Grief
"For I am already being poured out as a drink offering, and the time of my departure is at hand. I have fought a good fight, I have finished my course, I have kept the faith. Henceforth there is laid up for me a crown of righteousness, which the Lord, the righteous judge, shall give me at that day, and not to me only, but to all those who love his appearing."
--II Timothy 4:6-8
I'm sitting at home this Sunday morning, trying to collect my thoughts. Skipping church is not something I make a habit of doing, because I love my people and I love God's command to assemble. But for two and a half days I've been entertaining visitors and well-wishers, and I need time to think and grieve. It's the first chance I've had to be alone since Marie's passing.
She had cancer, but was beating it--just a few months away from an anticipated full recovery. But the future is never certain. Tuesday she developed difficulty breathing and began to run a fever. Fearing infection, we took her to the emergency room, where they found fluid on her right lung. It wasn't serious, but it was a situation they had to address. The hospital admitted her and scheduled a shunt Thursday morning. The procedure, they said, was nearly as straightforward as doing an IV, a rote process. Yet when the technicians sat her up she went into cardiac arrest. A blood clot in her pulmonary artery caused her to flat-line three times. In the end they had to let her go.
Over the next couple days, as we fitted the pieces together, we discovered what she understood already. She knew her body's signals, and knew she would not survive the hospital visit. She wanted us to remember her in life rather than in dying, though, and committed each of us to other arrangements so we wouldn't be there when her life ended.
This is what we know from gathering the pieces. Marie's mother was with her Wednesday morning when a chaplain visited her room. He asked her if she knew the Lord, and she gave an articulate and ready testimony regarding her faith. The chaplain turned to Marie's mother and said, "I guess we don't have to worry about this one."
I visited her that evening after work, and she was radiant. Her words to me--which I didn't yet understand would be her last--were full of the grace that typified her life. I'll never forget the confidence in her smile.
It was Friday when a friend related to us what Marie told her in confidence earlier in the week, the puzzle piece that let us know Marie was aware of her destiny with eternity. In words that were cryptic at the time, Marie mentioned a commitment both had made a covenant to keep, and told Vaughn to remember it for her. Vaughn didn't understand what she meant until after Marie died.
Marie displayed more than bravado. She radiated joy. What gives a person the ability to face death with such confidence?
Obviously it's faith, but what kind of faith? Is it the foamy, puffed-up meringue pie topping--all bubbles and no substance? Those who see this kind of faith as the norm fail to understand the difference between our own subjective feelings and objective truth, what the Bible calls "the faith." Without the latter, the former is worthless. My subjective faith, as important as it is, works only in the present tense. It's what I have at any particular moment, and it's as mercurial as the desert day and night.

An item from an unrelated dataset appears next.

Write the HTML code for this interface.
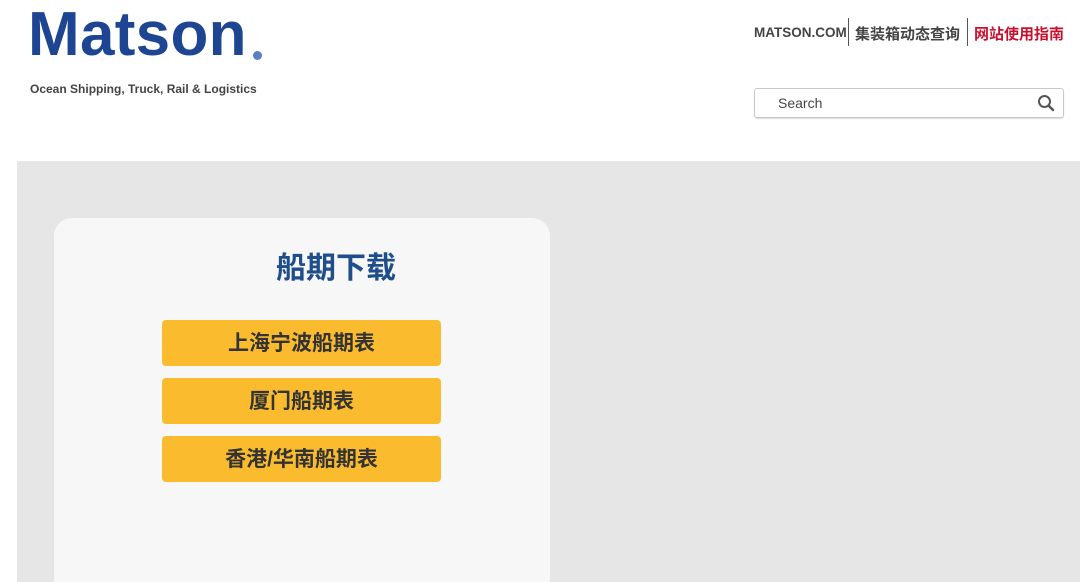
<!DOCTYPE html>
<html style="overflow:hidden"><head><meta charset="utf-8"><style>
html,body{margin:0;width:1080px;height:582px;overflow:hidden}
body{background:#fff;position:relative;font-family:"Liberation Sans","Noto Sans CJK SC",sans-serif}
.logo{position:absolute;left:28px;top:-1px;font-size:62px;font-weight:bold;color:#1d4592;letter-spacing:0.3px}
.reg{position:absolute;left:253px;top:51px;width:9px;height:9px;border-radius:50%;background:#5b7fc0}
.tag{position:absolute;left:30px;top:82px;font-size:12px;font-weight:bold;color:#444}
.nav{position:absolute;top:23px;font-size:15px;font-weight:bold;color:#444;white-space:nowrap}
.sep{position:absolute;top:18px;width:1px;height:28px;background:#555}
.search{position:absolute;left:754px;top:88px;width:308px;height:28px;border:1px solid #c8c8c8;border-radius:3px;box-shadow:0 1px 1px #ddd}
.search span{position:absolute;left:23px;top:6px;font-size:14px;color:#444}
.gray{position:absolute;left:17px;top:161px;right:0;bottom:0;background:#e6e6e6}
.card{position:absolute;left:54px;top:218px;width:496px;height:380px;background:#f7f7f7;border-radius:18px}
.title{position:absolute;left:54px;width:564px;top:243px;text-align:center;font-size:30px;font-weight:bold;color:#1f4e8c}
.btn{position:absolute;left:162px;width:279px;height:46px;background:#fbbb2f;border-radius:4px;text-align:center;line-height:48px;font-size:21px;font-weight:bold;color:#333}
</style></head><body>
<div class="logo">Matson</div><div class="reg"></div>
<div class="tag">Ocean Shipping, Truck, Rail &amp; Logistics</div>
<div class="nav" style="left:754px;font-size:13.5px;top:25px">MATSON.COM</div>
<div class="sep" style="left:848px"></div>
<div class="nav" style="left:855px">集装箱动态查询</div>
<div class="sep" style="left:967px"></div>
<div class="nav" style="left:974px;color:#c8102e">网站使用指南</div>
<div class="search"><span>Search</span>
<svg style="position:absolute;right:8px;top:5px" width="18" height="18" viewBox="0 0 18 18"><circle cx="7.5" cy="7.5" r="5.5" fill="none" stroke="#555" stroke-width="2"/><line x1="11.5" y1="11.5" x2="16" y2="16" stroke="#555" stroke-width="2.4" stroke-linecap="round"/></svg></div>
<div class="gray"></div>
<div class="card"></div>
<div class="title">船期下载</div>
<div class="btn" style="top:320px">上海宁波船期表</div>
<div class="btn" style="top:378px">厦门船期表</div>
<div class="btn" style="top:436px">香港/华南船期表</div>
</body></html>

The faith, the one that Paul displayed in the valedictory address above, when he wrote these last words to Timothy, encompasses the past, present and future. It is faith in three tenses, objectively true for all time. Paul wrote concerning his present situation at the very beginning. "For I am already being poured out as a drink offering, and the time of my departure is at hand." Yet he didn't pen these words in despair. They were confident, because they encompassed the past and future as well as the present.
Concerning the past Paul said, "I have fought a good fight, I have finished my course, I have kept the faith."
His future was just as certain. "Henceforth there is laid up for me a crown of righteousness, which the Lord, the righteous judge, shall give me at that day, and not to me only, but to all those who love his appearing."
He could assert these things with such conviction because he understood the relationship between the two kinds of faith. His own subjective faith lay on the firm foundation of God's promises, and not the other way around. He knew his Lord was faithful above all else. He honestly could say concerning himself, "Wretched man that I am!" (Romans 7:24), but trust his destiny to the God who was eternally faithful when his life was about to come to its end.
Marie expressed similar misgivings at times. She often told me she thought others' outward expressions of faith were much more sincere than her own. Hers, she felt, were superficial and lifeless. But those were her lean times, when she pressed forward despite her feelings. They were the times when the Lord stretched her limits and prepared her for her final task.
In the end His work was good. A note in one of the sympathy cards told of a fellow believer who attended her during the last frantic moments when the medical staff tried to revive her. This person risked a breach of confidence to give us word that would cause our grieving hearts to soar.
She was smiling when her Lord took her Home.